In applying the law to the facts of the case at hand, we must first determine whether Appellee was diligent in asserting her rights to employment. As we have noted, Appellee learned in early July, 1977, that the School District had filled the vacancy for the school year 1977-78. Until that time, Appellee could not have pursued her claim; but subsequent to that date the circumstances surrounding the hiring basically did not change, and at anytime thereafter Appellee could have filed a formal action with the Department of Education or a mandamus action with the court of common pleas. She did neither until the instant action was instituted nearly one year later. We cannot agree with the trial court that this record of Appellee's efforts *565 evinced "due diligence" on Appellee's part in asserting her claim.

Secondly, we must resolve the question of whether the School District has demonstrated that the delay of Appellee in instituting this suit materially prejudiced another party. The School District has asserted that it was caused injury or prejudice by Appellee's lack of diligence, for the reason that prior to institution of the suit, it had already entered into an employment contract with another individual to pay her a salary of $9,350.00 plus fringe benefits and had continued to employ her for an entire school year. In view of the change in personnel made by the School District and the salary already paid to the person hired, we hold that the position of the School District was prejudiced financially and administratively as a result of Appellee's delay in asserting her claim.

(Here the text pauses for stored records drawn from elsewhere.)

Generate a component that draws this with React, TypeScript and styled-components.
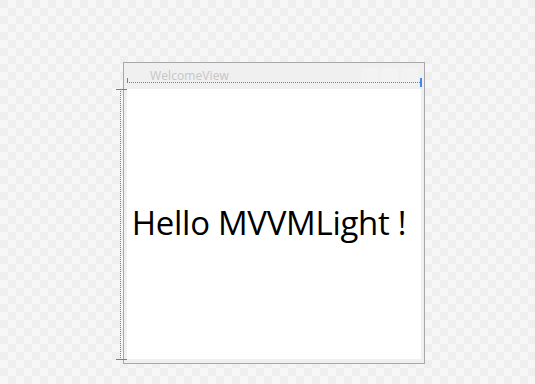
import React from "react";
import styled, { createGlobalStyle } from "styled-components";

const Global = createGlobalStyle`
  html, body { margin: 0; padding: 0; }
  body {
    width: 535px;
    height: 384px;
    overflow: hidden;
    background-color: #f7f7f7;
    background-image:
      linear-gradient(45deg, #efefef 25%, transparent 25%, transparent 75%, #efefef 75%),
      linear-gradient(45deg, #efefef 25%, transparent 25%, transparent 75%, #efefef 75%);
    background-size: 16px 16px;
    background-position: 8px 0, 0 8px;
    font-family: "Open Sans", "Noto Sans", sans-serif;
  }
`;

const Canvas = styled.div`
  position: relative;
  width: 535px;
  height: 384px;
  padding: 62px 0 0 123px;
  box-sizing: border-box;
`;

const Frame = styled.div`
  width: 302px;
  height: 302px;
  box-sizing: border-box;
  border: 1px solid #a8a8a8;
  background: #f0f0f0;
  display: flex;
  flex-direction: column;
  padding: 0 3px 4px 3px;
`;

const Header = styled.div`
  height: 26px;
  display: flex;
  align-items: flex-start;
  position: relative;
`;

const Title = styled.span`
  margin: 6px 0 0 23px;
  font-size: 12px;
  line-height: 14px;
  letter-spacing: 0.1px;
  color: #c6c6c6;
  font-family: "Open Sans", sans-serif;
`;

const HeaderButtons = styled.div`
  margin-left: auto;
  margin-top: 5px;
  margin-right: 3px;
  display: flex;
  gap: 3px;
`;

const HeaderButton = styled.div`
  width: 17px;
  height: 18px;
  border-radius: 3px;
  background: #f3f3f3;
`;

const Content = styled.div`
  flex: 1;
  background: #ffffff;
  display: flex;
  align-items: center;
  justify-content: center;
`;

const Hello = styled.div`
  font-family: "Open Sans", "Noto Sans", sans-serif;
  font-size: 33px;
  letter-spacing: -0.3px;
  color: #000;
  margin-left: -10px;
  margin-top: -3px;
  white-space: nowrap;
`;

const Guide = styled.div<{ $x: number; $y: number; $w: number; $h: number }>`
  position: absolute;
  left: ${(p) => p.$x}px;
  top: ${(p) => p.$y}px;
  width: ${(p) => p.$w}px;
  height: ${(p) => p.$h}px;
  background: #3f86f7;
`;

const DottedH = styled.div<{ $x: number; $y: number; $w: number }>`
  position: absolute;
  left: ${(p) => p.$x}px;
  top: ${(p) => p.$y}px;
  width: ${(p) => p.$w}px;
  height: 1px;
  background: repeating-linear-gradient(to right, #3f86f7 0 1px, transparent 1px 2px);
`;

const DottedV = styled.div<{ $x: number; $y: number; $h: number }>`
  position: absolute;
  left: ${(p) => p.$x}px;
  top: ${(p) => p.$y}px;
  height: ${(p) => p.$h}px;
  width: 1px;
  background: repeating-linear-gradient(to bottom, #3f86f7 0 1px, transparent 1px 2px);
`;

export default function App() {
  return (
    <>
      <Global />
      <Canvas>
        <Frame>
          <Header>
            <Title>WelcomeView</Title>
            <HeaderButtons>
              <HeaderButton />
              <HeaderButton />
              <HeaderButton />
            </HeaderButtons>
          </Header>
          <Content>
            <Hello>Hello MVVMLight !</Hello>
          </Content>
        </Frame>
        <DottedH $x={127} $y={82} $w={293} />
        <Guide $x={127} $y={78} $w={1} $h={5} />
        <Guide $x={420} $y={78} $w={2} $h={9} />
        <DottedV $x={120} $y={89} $h={270} />
        <Guide $x={116} $y={89} $w={11} $h={1} />
        <Guide $x={116} $y={359} $w={11} $h={1} />
      </Canvas>
    </>
  );
}
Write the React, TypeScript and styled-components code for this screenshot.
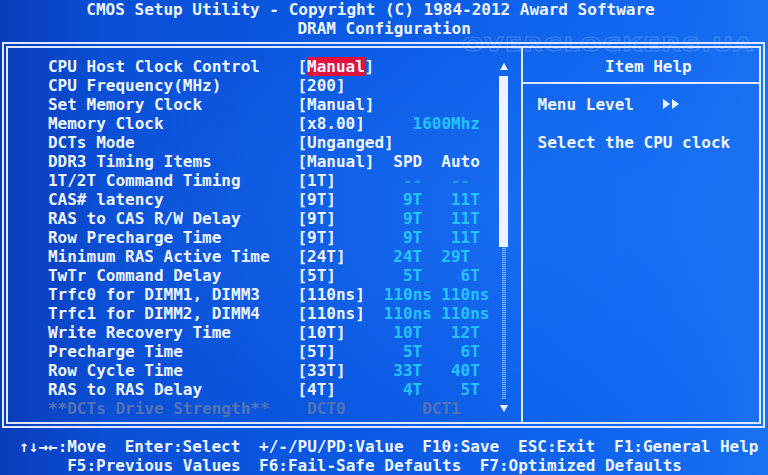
import React from 'react'
import styled, { createGlobalStyle } from 'styled-components'

const CELL = 9.6
const ROW = 19

const WHITE = '#eef4ff'
const LINE = '#dce8ff'
const CYAN = '#25c3ff'
const GRAY = '#5572b2'
const HOT = '#e3123c'

type Tone = 'white' | 'cyan' | 'dim' | 'gray' | 'hot'
type Seg = [number, string, Tone?]

const GlobalStyle = createGlobalStyle`
  html, body {
    margin: 0;
    padding: 0;
  }
  body {
    width: 768px;
    height: 475px;
    overflow: hidden;
    background: #0b52da;
  }
`

const Screen = styled.div`
  position: relative;
  width: 768px;
  height: 475px;
  display: flex;
  flex-direction: column;
  overflow: hidden;
  background:
    radial-gradient(ellipse at 65% 45%, rgba(40, 130, 255, 0.35), rgba(0, 0, 0, 0) 60%),
    linear-gradient(90deg, #093cb9 0%, #0a4fd6 14%, #0b5ae4 50%, #1268f0 85%, #1870f2 100%);
  font-family: 'DejaVu Sans Mono', 'Liberation Mono', monospace;
  font-weight: bold;
  font-size: 16px;
  color: ${WHITE};
`

const TextGrid = styled.div<{ $cols: number; $rows: number }>`
  display: grid;
  grid-template-columns: repeat(${(p) => p.$cols}, ${CELL}px);
  grid-template-rows: repeat(${(p) => p.$rows}, ${ROW}px);
  line-height: ${ROW}px;
`

const toneColor = (t: Tone) =>
  t === 'cyan' ? CYAN : t === 'dim' ? 'rgba(37, 195, 255, 0.5)' : t === 'gray' ? GRAY : WHITE

const Cell = styled.span<{ $row: number; $col: number; $len: number; $tone: Tone }>`
  grid-row: ${(p) => p.$row};
  grid-column: ${(p) => p.$col} / span ${(p) => p.$len};
  white-space: pre;
  color: ${(p) => toneColor(p.$tone)};
  background: ${(p) => (p.$tone === 'hot' ? HOT : 'transparent')};
`

const Header = styled(TextGrid)`
  height: ${ROW * 2}px;
`

const Frame = styled.div`
  box-sizing: border-box;
  width: 763px;
  height: 386px;
  margin: 4px 0 0 2px;
  border: 6px double ${LINE};
  display: flex;
`

const LeftPanel = styled(TextGrid)`
  width: 513px;
  box-sizing: border-box;
  padding: 9px 0 0 1.6px;
  align-content: start;
`

const RightPanel = styled.div`
  flex: 1;
  display: flex;
  flex-direction: column;
  border-left: 2px solid ${LINE};
`

const HelpTitle = styled.div`
  box-sizing: border-box;
  height: 36px;
  padding: 9px 0 0 82px;
  line-height: ${ROW}px;
  border-bottom: 2px solid ${LINE};
`

const HelpBody = styled.div`
  display: flex;
  flex-direction: column;
  padding: 11px 0 0 14.6px;
`

const HelpLine = styled.div`
  height: ${ROW}px;
  line-height: ${ROW}px;
  white-space: pre;
`

const Arrows = styled.span`
  display: inline-flex;
  gap: 2px;
  vertical-align: middle;
  margin-top: -4px;
`

const Scroll = styled.div`
  grid-column: 52;
  grid-row: 1 / span 19;
  display: flex;
  flex-direction: column;
  align-items: flex-start;
`

const ScrollArrow = styled.div`
  height: ${ROW}px;
  width: ${CELL}px;
  display: flex;
  align-items: center;
  justify-content: center;
`

const Thumb = styled.div`
  width: 9px;
  height: ${ROW * 9}px;
  background: ${WHITE};
`

const Track = styled.div`
  flex: 1;
  width: 4px;
  margin-left: 3.5px;
  background: repeating-linear-gradient(
    0deg,
    rgba(200, 220, 255, 0.55) 0px,
    rgba(200, 220, 255, 0.55) 1px,
    rgba(200, 220, 255, 0.15) 1px,
    rgba(200, 220, 255, 0.15) 2px
  );
`

const Footer = styled(TextGrid)`
  margin-top: 9px;
`

const Watermark = styled.div`
  position: absolute;
  top: 33px;
  left: 462px;
  font-family: 'DejaVu Sans', 'Liberation Sans', sans-serif;
  font-weight: bold;
  font-size: 19px;
  letter-spacing: 1px;
  color: transparent;
  -webkit-text-stroke: 1px rgba(210, 230, 255, 0.22);
  transform: scaleX(1.32);
  transform-origin: left center;
  pointer-events: none;
`

const HEADER: Seg[][] = [
  [[9, 'CMOS Setup Utility - Copyright (C) 1984-2012 Award Software']],
  [[31, 'DRAM Configuration']],
]

const ITEMS: Seg[][] = [
  [[5, 'CPU Host Clock Control'], [31, '['], [32, 'Manual', 'hot'], [38, ']']],
  [[5, 'CPU Frequency(MHz)'], [31, '[200]']],
  [[5, 'Set Memory Clock'], [31, '[Manual]']],
  [[5, 'Memory Clock'], [31, '[x8.00]'], [43, '1600Mhz', 'cyan']],
  [[5, 'DCTs Mode'], [31, '[Unganged]']],
  [[5, 'DDR3 Timing Items'], [31, '[Manual]'], [41, 'SPD'], [46, 'Auto']],
  [[5, '1T/2T Command Timing'], [31, '[1T]'], [42, '--', 'dim'], [47, '--', 'dim']],
  [[5, 'CAS# latency'], [31, '[9T]'], [42, '9T', 'cyan'], [47, '11T', 'cyan']],
  [[5, 'RAS to CAS R/W Delay'], [31, '[9T]'], [42, '9T', 'cyan'], [47, '11T', 'cyan']],
  [[5, 'Row Precharge Time'], [31, '[9T]'], [42, '9T', 'cyan'], [47, '11T', 'cyan']],
  [[5, 'Minimum RAS Active Time'], [31, '[24T]'], [41, '24T', 'cyan'], [46, '29T', 'cyan']],
  [[5, 'TwTr Command Delay'], [31, '[5T]'], [42, '5T', 'cyan'], [48, '6T', 'cyan']],
  [[5, 'Trfc0 for DIMM1, DIMM3'], [31, '[110ns]'], [40, '110ns', 'cyan'], [46, '110ns', 'cyan']],
  [[5, 'Trfc1 for DIMM2, DIMM4'], [31, '[110ns]'], [40, '110ns', 'cyan'], [46, '110ns', 'cyan']],
  [[5, 'Write Recovery Time'], [31, '[10T]'], [41, '10T', 'cyan'], [47, '12T', 'cyan']],
  [[5, 'Precharge Time'], [31, '[5T]'], [42, '5T', 'cyan'], [48, '6T', 'cyan']],
  [[5, 'Row Cycle Time'], [31, '[33T]'], [41, '33T', 'cyan'], [47, '40T', 'cyan']],
  [[5, 'RAS to RAS Delay'], [31, '[4T]'], [42, '4T', 'cyan'], [48, '5T', 'cyan']],
  [[5, '**DCTs Drive Strength**', 'gray'], [32, 'DCT0', 'gray'], [44, 'DCT1', 'gray']],
]

const FOOTER: Seg[][] = [
  [
    [2, '↑↓→←:Move'],
    [13, 'Enter:Select'],
    [27, '+/-/PU/PD:Value'],
    [44, 'F10:Save'],
    [54, 'ESC:Exit'],
    [64, 'F1:General Help'],
  ],
  [
    [7, 'F5:Previous Values'],
    [27, 'F6:Fail-Safe Defaults'],
    [50, 'F7:Optimized Defaults'],
  ],
]

// colOffset: grid column 1 corresponds to screen column colOffset
function renderRows(rows: Seg[][], colOffset: number) {
  return rows.flatMap((segs, r) =>
    segs.map(([col, text, tone]) => (
      <Cell
        key={`${r}-${col}`}
        $row={r + 1}
        $col={col - colOffset + 1}
        $len={Array.from(text).length}
        $tone={tone ?? 'white'}
      >
        {text}
      </Cell>
    ))
  )
}

function Triangle({ dir }: { dir: 'up' | 'down' | 'right' }) {
  if (dir === 'right') {
    return (
      <svg width="7" height="10" viewBox="0 0 7 10">
        <polygon points="0,0 7,5 0,10" fill={WHITE} />
      </svg>
    )
  }
  const pts = dir === 'up' ? '4,0 8,7 0,7' : '0,0 8,0 4,7'
  return (
    <svg width="8" height="8" viewBox="0 0 8 8">
      <polygon points={pts} fill={WHITE} />
    </svg>
  )
}

export default function App() {
  return (
    <>
      <GlobalStyle />
      <Screen>
        <Header $cols={80} $rows={2}>
          {renderRows(HEADER, 0)}
        </Header>
        <Frame>
          <LeftPanel $cols={53} $rows={19}>
            {renderRows(ITEMS, 1)}
            <Scroll>
              <ScrollArrow>
                <Triangle dir="up" />
              </ScrollArrow>
              <Thumb />
              <Track />
              <ScrollArrow>
                <Triangle dir="down" />
              </ScrollArrow>
            </Scroll>
          </LeftPanel>
          <RightPanel>
            <HelpTitle>Item Help</HelpTitle>
            <HelpBody>
              <HelpLine>
                {'Menu Level   '}
                <Arrows>
                  <Triangle dir="right" />
                  <Triangle dir="right" />
                </Arrows>
              </HelpLine>
              <HelpLine> </HelpLine>
              <HelpLine>Select the CPU clock</HelpLine>
            </HelpBody>
          </RightPanel>
        </Frame>
        <Footer $cols={80} $rows={2}>
          {renderRows(FOOTER, 0)}
        </Footer>
        <Watermark>OVERCLOCKERS.UA</Watermark>
      </Screen>
    </>
  )
}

Therefore, we find that Appellee is guilty of laches and has forfeited her right to relief. Our holding on this issue is dispositive of the case, and thus we need not consider the other issues raised by the Appellant School District.

ORDER

AND NOW, this 28th day of May, the amended order of the Court of Common Pleas of Potter County, dated June 29, 1979, is reversed and the action in mandamus filed by Barbara A. Wallace is hereby dismissed.